During his two hour interview, described as “confession-like,” an ashen-faced Scalia admitted that all his earthly legal opinions were nothing more than “arglebargle, applesauce and jiggery-pokery,” lavishly financed by the Kochs and the bloody-handed oil industry.

Also in the video, Scalia grovellingly apologizes to America’s liberals and leftists, all of whom, he now admits, “were and are completely right, factually immaculate and unerringly correct on every single major social and economic issue facing the country today. There, I said it.”

Scalia adds: “For God’s sake – and I am speaking on the Highest Authority here – dump Trump and elect Bernie Sanders president! It’s America’s only hope!”

Mr Scalia revealed that the dramatic reversal in his opinions followed “several mandatory meetings with the ‘Original Originalists’ themselves, the actual Founding Fathers and authors of the US Constitution.”

The ex-judge acknowledged that right off the bat Ben Franklin had quickly educated him about the so-called “Intentional Fallacy,” the “Tony Baloney”  underlying Scalia’s “Originalist” legal approach.

Well-known among literary scholars and Talmudic analysts, the Intentional Fallacy (IF) means that you can’t read a document two centuries old or more and be certain about its authors’ “real but hidden” meanings.

“That’s so obvious it’s almost embarrassing,” Scalia shamefacedly admits in the video. “I can’t believe Ruthie Ginsburg and the girls let me get away with it for so long.”

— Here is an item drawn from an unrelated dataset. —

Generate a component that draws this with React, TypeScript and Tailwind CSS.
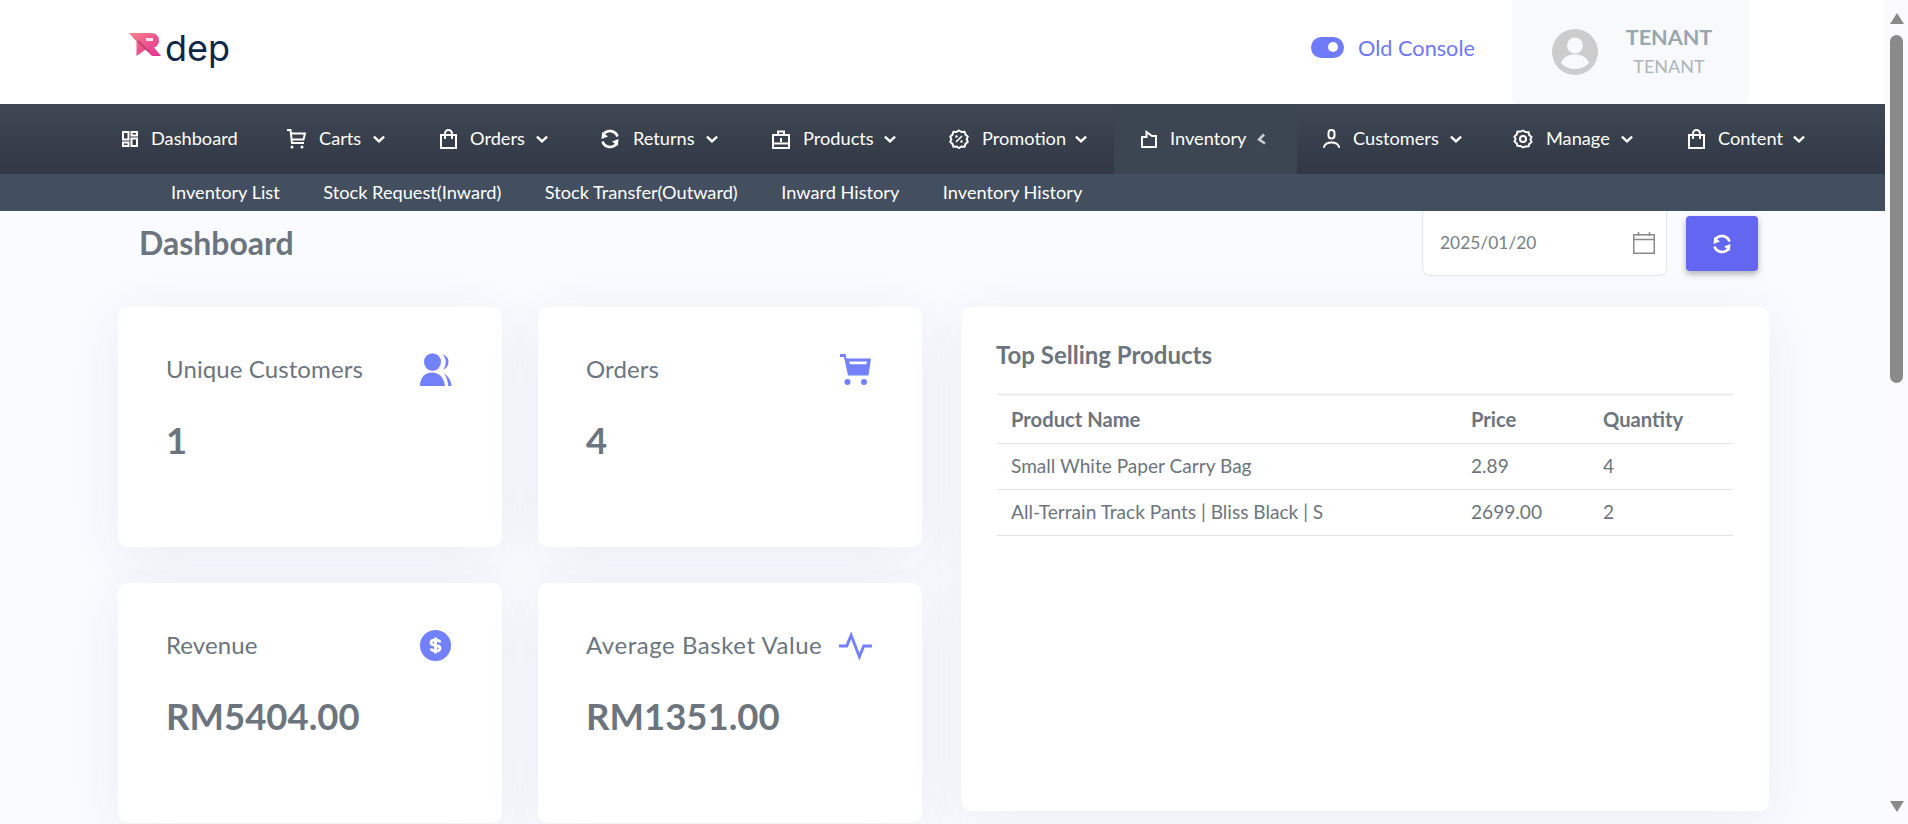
import React from "react";

const S = { fill: "none", stroke: "currentColor", strokeWidth: 2, strokeLinecap: "square" as const, strokeLinejoin: "miter" as const };

const Grid = () => (
  <svg width="16" height="16" viewBox="0 0 16 16" {...S}>
    <rect x="1" y="1" width="5.5" height="7.5" /><rect x="9.5" y="1" width="5.5" height="3.5" />
    <rect x="1" y="11.5" width="5.5" height="3.5" /><rect x="9.5" y="7.5" width="5.5" height="7.5" />
  </svg>
);
const Cart = () => (
  <svg width="19" height="20" viewBox="0 0 19 20" {...S}>
    <path d="M1 1h2.5l1.5 13h11" /><path d="M4 4.5h14l-1.5 6H5" />
    <circle cx="5" cy="18" r="1.5" fill="currentColor" stroke="none" /><circle cx="15" cy="18" r="1.5" fill="currentColor" stroke="none" />
  </svg>
);
const Bag = () => (
  <svg width="17" height="20" viewBox="0 0 17 20" {...S}>
    <rect x="1" y="6" width="15" height="13" /><path d="M5 9V4.5a3.5 3.5 0 0 1 7 0V9" />
  </svg>
);
const Sync = ({ size = 20 }: { size?: number }) => (
  <svg width={size} height={size} viewBox="0 0 20 20" fill="none" stroke="currentColor" strokeWidth="2.6">
    <path d="M17.5 7.5A8 8 0 0 0 3.5 5.2" /><path d="M2.5 12.5a8 8 0 0 0 14 2.3" />
    <path d="M1.500 10 2.200 3 8 7.500z" fill="currentColor" stroke="none" /><path d="M18.500 10 17.800 17 12 12.500z" fill="currentColor" stroke="none" />
  </svg>
);
const Case = () => (
  <svg width="18" height="19" viewBox="0 0 18 19" {...S}>
    <rect x="1" y="5" width="16" height="13" /><path d="M6 5V1.5h6V5" /><path d="M1 13.5h16" /><path d="M9 9v2" />
  </svg>
);
const Promo = () => (
  <svg width="20" height="20" viewBox="0 0 20 20" fill="none" stroke="currentColor" strokeWidth="2">
    <path d="M10 1.500l2.600 1.500 3-.2.900 2.800 2.200 2-1 2.900 1 2.400-2.200 2-.9 2.800-3-.2-2.600 1.500-2.600-1.500-3 .2-.9-2.800-2.200-2 1-2.400-1-2.900 2.200-2 .9-2.800 3 .2z" />
    <path d="M13 7l-6 6" strokeWidth="1.6" /><circle cx="7.500" cy="7.500" r="1.200" fill="currentColor" stroke="none" /><circle cx="12.500" cy="12.500" r="1.200" fill="currentColor" stroke="none" />
  </svg>
);
const Inv = () => (
  <svg width="16" height="18" viewBox="0 0 16 18" {...S}>
    <path d="M1 7h4.500V2L11 6h4v11H1z" />
  </svg>
);
const Person = () => (
  <svg width="17" height="20" viewBox="0 0 17 20" fill="none" stroke="currentColor" strokeWidth="2">
    <rect x="5.500" y="1" width="6" height="8.500" rx="3" /><path d="M1 18c1-3.500 4-4.500 7.500-4.500S15 14.500 16 18" strokeLinecap="round" />
  </svg>
);
const Gear = () => (
  <svg width="20" height="20" viewBox="0 0 20 20" fill="none" stroke="currentColor" strokeWidth="2">
    <path d="M10 1.500l2.600 1.600 3 .1.600 2.800 2.300 2-1 2.500 1 2.500-2.300 2-.6 2.300-3 .1L10 18.500l-2.600-1.600-3-.1-.6-2.300-2.300-2 1-2.500-1-2.500 2.300-2 .6-2.800 3-.1z" />
    <circle cx="10" cy="10" r="3" />
  </svg>
);
const Chevron = ({ open }: { open?: boolean }) =>
  open ? (
    <svg width="11" height="13" viewBox="0 0 11 13" fill="none" stroke="#e5e7eb" strokeWidth="2.500"><path d="M7 1.500 2 6.500l6 4" opacity=".85" /></svg>
  ) : (
    <svg width="13" height="9" viewBox="0 0 13 9" fill="none" stroke="currentColor" strokeWidth="2.600"><path d="M1 1.500l5.500 5 5.500-5" /></svg>
  );

const nav = [
  { label: "Dashboard", icon: <Grid />, box: "w-[17px]", text: "w-[87px]", noChev: true, pad: "pl-[27px] pr-[22px]" },
  { label: "Carts", icon: <Cart />, box: "w-[19px]", text: "w-[42px]", pad: "pl-[27px] pr-[27px]" },
  { label: "Orders", icon: <Bag />, box: "w-[17px]", text: "w-[54px]", pad: "pl-[28px] pr-[27px]" },
  { label: "Returns", icon: <Sync />, box: "w-[20px]", text: "w-[61px]", pad: "pl-[25px] pr-[27px]" },
  { label: "Products", icon: <Case />, box: "w-[18px]", text: "w-[69px]", pad: "pl-[27px] pr-[26px]" },
  { label: "Promotion", icon: <Promo />, box: "w-[20px]", text: "w-[81px]", pad: "pl-[27px] pr-[27px]" },
  { label: "Inventory", icon: <Inv />, box: "w-[16px]", text: "w-[74px]", open: true, pad: "pl-[27px] pr-[29px] bg-[#3c4652]" },
  { label: "Customers", icon: <Person />, box: "w-[17px]", text: "w-[85px]", pad: "pl-[26px] pr-[26px]" },
  { label: "Manage", icon: <Gear />, box: "w-[20px]", text: "w-[63px]", pad: "pl-[25px] pr-[27px]" },
  { label: "Content", icon: <Bag />, box: "w-[17px]", text: "w-[63px]", pad: "pl-[28px] pr-[27px]" },
];

const sub = ["Inventory List", "Stock Request(Inward)", "Stock Transfer(Outward)", "Inward History", "Inventory History"];

const Users = () => (
  <svg width="33" height="33" viewBox="0 0 33 33" fill="#7380fb">
    <ellipse cx="13.500" cy="9" rx="8.500" ry="8.800" />
    <path d="M1 33c0-8.500 5-13.500 12-13.500S25 24.500 26 33z" />
    <path d="M23.500 1.500c4 1 6 4 6 7.500s-2 6.500-5.500 7.800c1.800-2.300 2.700-4.800 2.700-7.800s-1-5.500-3.200-7.500z" />
    <path d="M25 21c4.500 2 7 6.500 7.500 12h-3.200c-.5-5-1.600-8.800-4.300-12z" />
  </svg>
);
const CartFill = () => (
  <svg width="33" height="33" viewBox="0 0 33 33" fill="#7380fb">
    <path d="M1 1h5.500l1 4.500H32l-2.500 17H9L5 4H1z" /><path d="M10 8.500h18l-.6 2.800H11z" fill="#fff" />
    <circle cx="8.500" cy="29" r="3" /><circle cx="25" cy="29" r="3" />
  </svg>
);
const Dollar = () => (
  <svg width="31" height="31" viewBox="0 0 31 31">
    <circle cx="15.500" cy="15.500" r="15.500" fill="#7380fb" />
    <path d="M20 12.500c-.4-1.700-2-2.500-4.500-2.500S11 11 11 12.800s1.600 2.400 4.500 2.700 4.500 1 4.500 2.700-2 2.800-4.500 2.800-4.100-.8-4.500-2.500M15.500 7.500v16" fill="none" stroke="#fff" strokeWidth="2.800" />
  </svg>
);
const Pulse = () => (
  <svg width="34" height="28" viewBox="0 0 34 28" fill="none" stroke="#7380fb" strokeWidth="3">
    <path d="M0 14h8L12.500 3 21 25l4.500-11H34" />
  </svg>
);

function Stat({ label, value, icon, wide }: { label: string; value: string; icon: React.ReactNode; wide?: boolean }) {
  return (
    <div className="h-[240px] rounded-[10px] bg-white pl-[48px] pr-[50px] pt-[45px] shadow-[0_10px_60px_rgba(50,60,100,0.07)]">
      <div className="flex h-[35px] items-center justify-between">
        <span className={`-translate-y-[1px] text-[24px] whitespace-nowrap text-[#6c757d] ${wide ? "tracking-[0.55px]" : "tracking-[0.1px]"}`}>{label}</span>
        <span className="flex w-[33px] items-center justify-center">{icon}</span>
      </div>
      <div className="mt-[30px] text-[36.5px] leading-[46px] font-bold text-[#6c757d]">{value}</div>
    </div>
  );
}

const rows = [
  ["Small White Paper Carry Bag", "2.89", "4"],
  ["All-Terrain Track Pants | Bliss Black | S", "2699.00", "2"],
];

export default function App() {
  return (
    <div className="flex h-[824px] w-full overflow-hidden bg-white font-['Lato',sans-serif]">
      <div className="flex w-[1885px] flex-col">
        <header className="flex h-[104px] shrink-0 items-center bg-white pr-[136px] pl-[129px]">
          <div className="flex items-start">
            <svg width="33" height="23" viewBox="0 0 33 23" className="mt-[1px]">
              <defs>
                <linearGradient id="lg" x1="0" y1="0" x2="1" y2="1">
                  <stop offset="0" stopColor="#f5848a" /><stop offset="1" stopColor="#e52c92" />
                </linearGradient>
              </defs>
              <path d="M0 0H22c5 0 8 3 8 7.500 0 3.500-2 6-5 7L32 23H23l-6.500-6.500L7.500 23V8.500z" fill="url(#lg)" />
              <path d="M10 7l11 12-3.500-1L8 9z" fill="#8d2a5e" opacity=".45" />
              <rect x="17" y="5" width="7" height="3" fill="#fff" opacity=".85" />
            </svg>
            <span className="-mt-[9px] ml-[3px] text-[36px] leading-[50px] font-normal text-[#0e2748] font-['Inter',sans-serif]">dep</span>
          </div>
          <div className="ml-auto flex -translate-y-[4px] items-center">
            <div className="relative h-[21px] w-[33px] rounded-full bg-[#6f7bfb]">
              <span className="absolute top-[5px] right-[6px] h-[10px] w-[10px] rounded-full bg-white" />
            </div>
            <span className="ml-[14px] text-[21.7px] text-[#6f78f8]">Old Console</span>
          </div>
          <div className="ml-[37px] flex h-[104px] w-[237px] items-center rounded-b-[6px] bg-[#f8f9fb] pl-[40px]">
            <svg width="46" height="46" viewBox="0 0 46 46" className="shrink-0">
              <circle cx="23" cy="23" r="23" fill="#cccccc" />
              <circle cx="23" cy="16.500" r="8" fill="#f8f9fb" />
              <path d="M9 34c2-6 8-8.500 14-8.500S35 28 37 34c-3.500 4-8.500 6-14 6s-10.500-2-14-6z" fill="#f8f9fb" />
            </svg>
            <div className="ml-[24px] flex w-[94px] -translate-y-[1px] flex-col items-center">
              <span className="text-[21.6px] leading-[30px] font-bold text-[#98a6ad]">TENANT</span>
              <span className="text-[18px] leading-[28px] text-[#adb5bd]">TENANT</span>
            </div>
          </div>
        </header>

        <nav className="flex h-[70px] shrink-0 items-stretch bg-gradient-to-b from-[#3e4753] to-[#323845] pl-[94px] text-[18.2px] text-white">
          {nav.map((n) => (
            <div key={n.label} className={`flex items-center ${n.pad}`}>
              <span className={`flex shrink-0 justify-center ${n.box}`}>{n.icon}</span>
              <span className={`ml-[13px] whitespace-nowrap ${n.text}`}>{n.label}</span>
              {!n.noChev && (
                <span className="ml-[12px] flex w-[12px] justify-center">
                  <Chevron open={n.open} />
                </span>
              )}
            </div>
          ))}
        </nav>

        <div className="flex h-[37px] shrink-0 items-center gap-[43.5px] bg-[#434f5f] pl-[171px] text-[18.2px] text-white">
          {sub.map((s) => (
            <span key={s} className="whitespace-nowrap">{s}</span>
          ))}
        </div>

        <main className="min-h-0 flex-1 bg-[#fafbff] pl-[118px]">
          <div className="flex h-[96px] items-start pr-[127px]">
            <h1 className="mt-[12px] ml-[21px] text-[32px] leading-[40px] font-bold text-[#6c757d]">Dashboard</h1>
            <div className="ml-auto flex h-[65px] w-[245px] items-center justify-between rounded-b-[8px] border border-t-0 border-[#e3e6ea] bg-white pr-[11px] pl-[17px]">
              <span className="text-[17.4px] text-[#787f85]">2025/01/20</span>
              <svg width="22" height="22" viewBox="0 0 22 22" fill="none" stroke="#8a8a8a" strokeWidth="1.500">
                <rect x=".75" y="2.750" width="20.500" height="18.500" /><path d="M.75 7.500h20.500M5.500 0v4M16.500 0v4" />
              </svg>
            </div>
            <button className="mt-[5px] ml-[19px] flex h-[55px] w-[72px] items-center justify-center rounded-[4px] bg-[#6366f1] text-white shadow-[0_3px_6px_rgba(0,0,0,0.3)]">
              <Sync size={20} />
            </button>
          </div>

          <div className="flex items-start">
            <div className="grid w-[804px] grid-cols-[384px_384px] gap-[36px]">
              <Stat label="Unique Customers" value="1" icon={<Users />} />
              <Stat label="Orders" value="4" icon={<CartFill />} />
              <Stat label="Revenue" value="RM5404.00" icon={<Dollar />} />
              <Stat label="Average Basket Value" value="RM1351.00" icon={<Pulse />} wide />
            </div>
            <section className="ml-[39px] h-[504px] w-[808px] rounded-[10px] bg-white px-[36px] pt-[32px] shadow-[0_10px_60px_rgba(50,60,100,0.07)]">
              <h2 className="-ml-[1px] text-[24px] leading-[32px] font-bold text-[#6c757d]">Top Selling Products</h2>
              <div className="mt-[22px] border-t-[3px] border-[#f0f1f5] text-[#6c757d]">
                <div className="grid h-[48px] grid-cols-[460px_132px_1fr] items-center border-b border-[#dee2e6] pl-[14px] text-[20.2px] font-bold">
                  <span>Product Name</span><span>Price</span><span>Quantity</span>
                </div>
                {rows.map((r) => (
                  <div key={r[0]} className="grid h-[46px] grid-cols-[460px_132px_1fr] items-center border-b border-[#dee2e6] pl-[14px] text-[19.1px]">
                    <span className="whitespace-nowrap">{r[0]}</span><span>{r[1]}</span><span>{r[2]}</span>
                  </div>
                ))}
              </div>
            </section>
          </div>
        </main>
      </div>

      <aside className="flex w-[23px] shrink-0 flex-col items-center bg-[#fbfbfe]">
        <svg width="14" height="11" viewBox="0 0 14 11" className="mt-[13px]" fill="#8a8a8a"><path d="M7 0l7 11H0z" /></svg>
        <div className="mt-[11px] h-[348px] w-[13px] rounded-full bg-[#8a8a8a]" />
        <svg width="14" height="11" viewBox="0 0 14 11" className="mt-auto mb-[12px]" fill="#8a8a8a"><path d="M0 0h14L7 11z" /></svg>
      </aside>
    </div>
  );
}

The dead judge also declared that Thomas Jefferson himself had “definitively” cleared up one of the Bill of Rights’ most controversial points: the Second Amendment.

“Tom told me personally more than once that the critical part of Two was ‘a well-regulated militia,’” Scalia insisted. “Apparently what they really had in mind was something like a modern police force, which of course didn’t exist in those days.”

Scalia shook his head. “They certainly didn’t intend that every uneducated lunatic with psychological problems could roam the streets with a freaking Howitzer! Adams, Hamilton, Madison, all those guys, even General Washington, told me the same thing too.

“And by the way, Washington wants everyone to know that he never had wooden teeth, okay?”

The judge noted that he was trying to channel his former “idiot colleague,” Clarence Thomas, so as to change his “blind and pathetically wrong-headed” attempts to imitate him.

If he “cures” Thomas, Scalia said, he might be eventually released from Purgatory and allowed a second trial. He noted with satisfaction that he’d recently “mind-controlled” Thomas to finally open his mouth at a Court hearing, the first time in 10 years.

“Of course, he made complete idiot of himself,” Scalia sighed. “But unfortunately he’s my only way outa here, God help me.”

Some viewers say that at this point a deep, off-camera voice may be heard.  “Not quite yet, Antonin,” it says. “Not quite yet.”